┌──
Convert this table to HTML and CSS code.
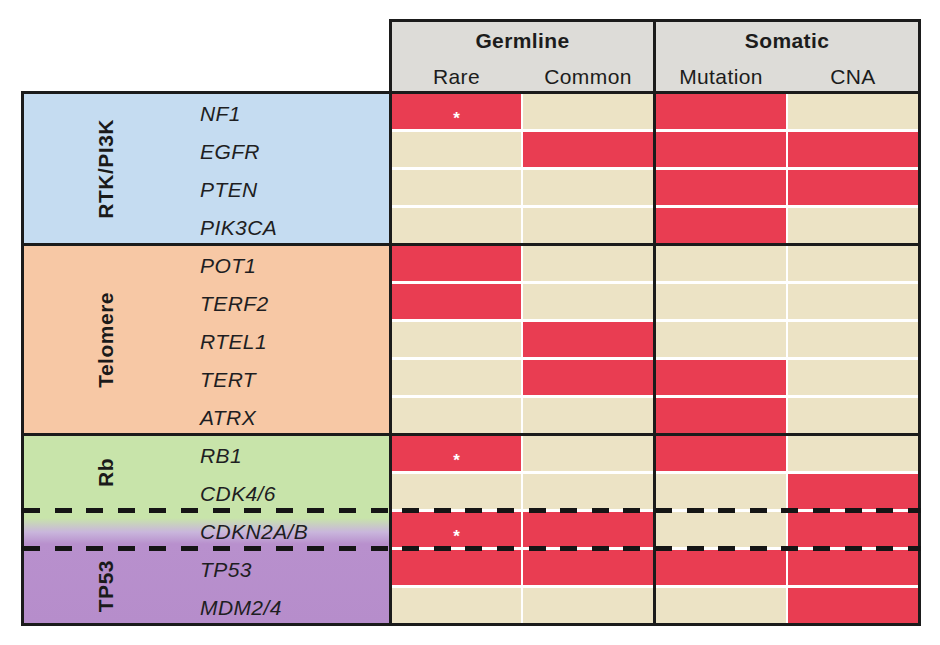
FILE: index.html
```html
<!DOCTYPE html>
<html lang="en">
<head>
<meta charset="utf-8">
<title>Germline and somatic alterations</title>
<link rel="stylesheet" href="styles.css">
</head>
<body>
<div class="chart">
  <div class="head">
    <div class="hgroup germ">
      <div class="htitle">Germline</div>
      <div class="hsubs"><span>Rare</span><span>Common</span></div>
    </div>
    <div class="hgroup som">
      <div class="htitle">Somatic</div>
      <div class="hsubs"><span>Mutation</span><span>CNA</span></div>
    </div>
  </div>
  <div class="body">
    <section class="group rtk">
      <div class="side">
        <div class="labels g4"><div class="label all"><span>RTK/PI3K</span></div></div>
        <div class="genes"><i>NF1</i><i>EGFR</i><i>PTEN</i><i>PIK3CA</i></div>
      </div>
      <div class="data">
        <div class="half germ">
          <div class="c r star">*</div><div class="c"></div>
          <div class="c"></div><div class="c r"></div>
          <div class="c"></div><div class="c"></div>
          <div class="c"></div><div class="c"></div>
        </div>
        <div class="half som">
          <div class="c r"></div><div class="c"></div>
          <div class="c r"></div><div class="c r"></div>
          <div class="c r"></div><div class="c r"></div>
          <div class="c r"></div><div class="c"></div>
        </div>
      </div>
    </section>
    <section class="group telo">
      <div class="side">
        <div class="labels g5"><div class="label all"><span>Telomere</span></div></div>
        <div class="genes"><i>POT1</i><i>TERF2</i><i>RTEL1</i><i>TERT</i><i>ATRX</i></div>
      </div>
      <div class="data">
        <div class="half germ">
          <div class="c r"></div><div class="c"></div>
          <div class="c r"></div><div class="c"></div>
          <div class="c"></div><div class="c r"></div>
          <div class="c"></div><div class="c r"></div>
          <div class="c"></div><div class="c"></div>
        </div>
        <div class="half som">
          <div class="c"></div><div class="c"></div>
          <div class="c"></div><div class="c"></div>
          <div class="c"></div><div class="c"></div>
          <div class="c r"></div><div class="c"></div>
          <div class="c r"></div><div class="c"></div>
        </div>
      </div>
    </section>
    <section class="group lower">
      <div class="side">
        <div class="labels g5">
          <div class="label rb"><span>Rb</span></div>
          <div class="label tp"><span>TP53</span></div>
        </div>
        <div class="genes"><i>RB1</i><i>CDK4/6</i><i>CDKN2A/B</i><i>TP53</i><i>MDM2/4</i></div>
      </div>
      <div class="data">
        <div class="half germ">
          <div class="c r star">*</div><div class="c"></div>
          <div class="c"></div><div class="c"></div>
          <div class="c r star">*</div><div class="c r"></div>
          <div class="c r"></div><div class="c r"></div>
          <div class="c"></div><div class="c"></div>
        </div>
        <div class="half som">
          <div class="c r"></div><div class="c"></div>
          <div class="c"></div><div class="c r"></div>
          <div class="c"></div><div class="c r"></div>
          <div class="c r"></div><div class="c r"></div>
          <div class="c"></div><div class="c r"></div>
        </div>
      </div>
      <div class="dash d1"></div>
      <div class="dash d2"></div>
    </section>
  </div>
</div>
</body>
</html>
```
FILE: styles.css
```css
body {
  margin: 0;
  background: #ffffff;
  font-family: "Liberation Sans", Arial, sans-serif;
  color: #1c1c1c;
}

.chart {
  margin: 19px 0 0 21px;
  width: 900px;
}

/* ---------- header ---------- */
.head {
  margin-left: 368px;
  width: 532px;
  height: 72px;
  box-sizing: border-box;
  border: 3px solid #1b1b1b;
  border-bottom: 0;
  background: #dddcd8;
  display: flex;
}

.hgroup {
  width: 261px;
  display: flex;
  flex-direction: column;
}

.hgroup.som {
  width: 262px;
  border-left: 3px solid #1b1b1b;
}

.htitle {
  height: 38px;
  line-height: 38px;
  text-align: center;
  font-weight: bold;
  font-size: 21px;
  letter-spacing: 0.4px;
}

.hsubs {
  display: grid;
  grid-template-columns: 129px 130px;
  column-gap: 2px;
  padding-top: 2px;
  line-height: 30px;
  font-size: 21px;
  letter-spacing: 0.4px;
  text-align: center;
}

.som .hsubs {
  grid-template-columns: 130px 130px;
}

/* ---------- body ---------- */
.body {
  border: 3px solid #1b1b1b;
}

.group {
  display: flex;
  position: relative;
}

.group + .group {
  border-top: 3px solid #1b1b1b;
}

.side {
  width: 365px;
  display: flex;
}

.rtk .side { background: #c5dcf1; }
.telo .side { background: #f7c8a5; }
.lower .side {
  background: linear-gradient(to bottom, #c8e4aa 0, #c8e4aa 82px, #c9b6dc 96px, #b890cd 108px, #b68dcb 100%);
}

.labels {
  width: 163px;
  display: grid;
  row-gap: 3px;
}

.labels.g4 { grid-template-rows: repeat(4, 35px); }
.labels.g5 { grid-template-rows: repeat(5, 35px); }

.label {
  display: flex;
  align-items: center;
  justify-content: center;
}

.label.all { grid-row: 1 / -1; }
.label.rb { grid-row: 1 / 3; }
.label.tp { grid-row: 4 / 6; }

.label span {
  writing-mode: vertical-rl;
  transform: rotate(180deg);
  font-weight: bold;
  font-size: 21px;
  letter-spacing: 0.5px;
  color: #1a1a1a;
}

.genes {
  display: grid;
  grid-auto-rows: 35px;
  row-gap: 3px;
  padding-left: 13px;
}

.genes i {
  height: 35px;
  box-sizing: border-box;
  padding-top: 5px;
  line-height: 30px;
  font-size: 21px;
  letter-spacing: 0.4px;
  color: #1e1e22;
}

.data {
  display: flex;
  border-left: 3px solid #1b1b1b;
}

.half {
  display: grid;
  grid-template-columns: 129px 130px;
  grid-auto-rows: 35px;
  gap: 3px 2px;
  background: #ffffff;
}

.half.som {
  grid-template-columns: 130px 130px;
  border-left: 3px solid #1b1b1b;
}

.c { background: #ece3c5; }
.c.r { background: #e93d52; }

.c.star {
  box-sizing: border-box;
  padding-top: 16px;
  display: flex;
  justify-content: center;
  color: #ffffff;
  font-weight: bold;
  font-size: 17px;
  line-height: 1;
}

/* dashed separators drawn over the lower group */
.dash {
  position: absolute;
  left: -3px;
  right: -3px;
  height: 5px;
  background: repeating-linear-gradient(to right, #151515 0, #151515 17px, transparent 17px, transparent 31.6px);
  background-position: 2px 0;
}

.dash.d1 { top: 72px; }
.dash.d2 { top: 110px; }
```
└──
┌──
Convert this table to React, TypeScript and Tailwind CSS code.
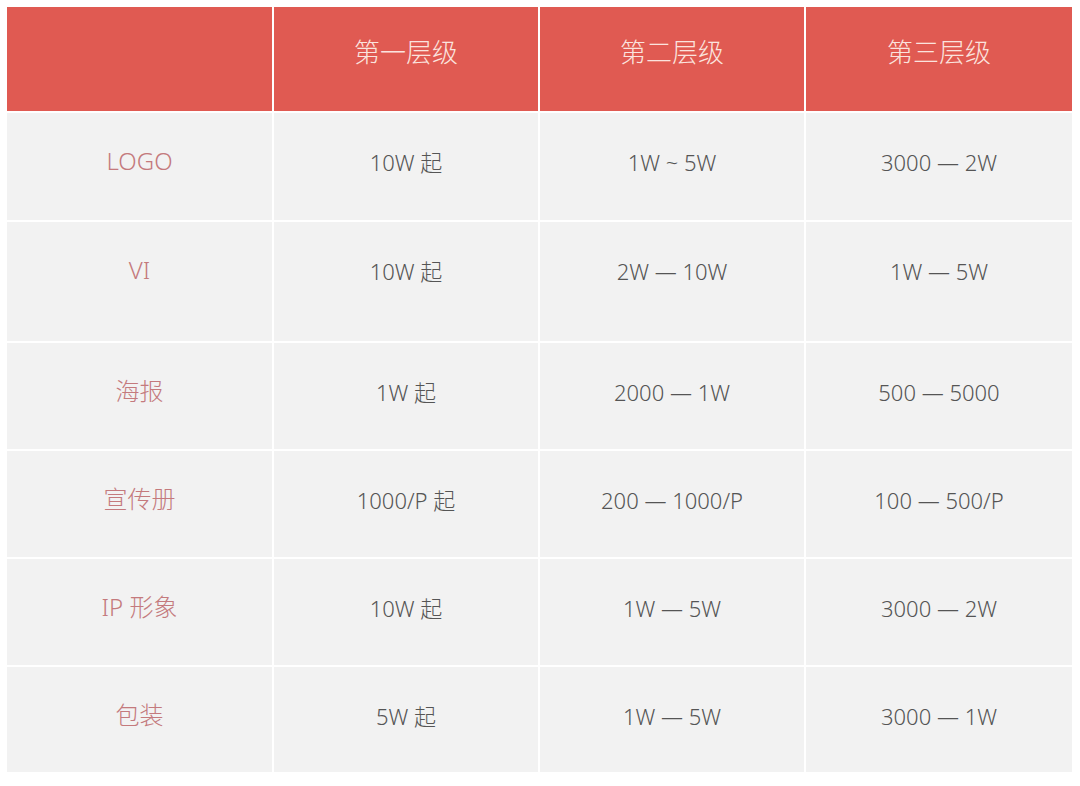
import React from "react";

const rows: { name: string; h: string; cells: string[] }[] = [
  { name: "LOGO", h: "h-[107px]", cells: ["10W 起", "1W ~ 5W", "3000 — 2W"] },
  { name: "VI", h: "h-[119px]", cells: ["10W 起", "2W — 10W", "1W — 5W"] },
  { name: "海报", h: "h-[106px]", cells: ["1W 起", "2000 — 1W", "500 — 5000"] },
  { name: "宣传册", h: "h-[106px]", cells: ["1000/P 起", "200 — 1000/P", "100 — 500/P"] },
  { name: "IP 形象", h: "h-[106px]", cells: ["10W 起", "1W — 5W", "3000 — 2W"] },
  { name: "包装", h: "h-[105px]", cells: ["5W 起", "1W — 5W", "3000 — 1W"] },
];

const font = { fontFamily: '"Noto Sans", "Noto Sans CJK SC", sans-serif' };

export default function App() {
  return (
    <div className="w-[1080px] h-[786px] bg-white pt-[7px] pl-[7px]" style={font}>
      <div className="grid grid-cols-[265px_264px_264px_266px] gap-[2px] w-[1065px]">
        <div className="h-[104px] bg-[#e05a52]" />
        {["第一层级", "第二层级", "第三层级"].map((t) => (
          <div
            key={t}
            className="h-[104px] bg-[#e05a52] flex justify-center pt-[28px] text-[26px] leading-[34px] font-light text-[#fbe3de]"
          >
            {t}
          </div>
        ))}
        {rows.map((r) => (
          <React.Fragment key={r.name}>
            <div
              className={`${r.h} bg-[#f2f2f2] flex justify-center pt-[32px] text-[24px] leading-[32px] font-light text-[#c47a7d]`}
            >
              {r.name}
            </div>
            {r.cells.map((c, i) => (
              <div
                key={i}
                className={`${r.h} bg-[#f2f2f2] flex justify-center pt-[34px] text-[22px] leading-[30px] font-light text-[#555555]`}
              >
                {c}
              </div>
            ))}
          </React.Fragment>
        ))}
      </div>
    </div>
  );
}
└──
Request
For each line of the entries that includes "this", show that line.

Complete output
Convert this table to HTML and CSS code.
Convert this table to React, TypeScript and Tailwind CSS code.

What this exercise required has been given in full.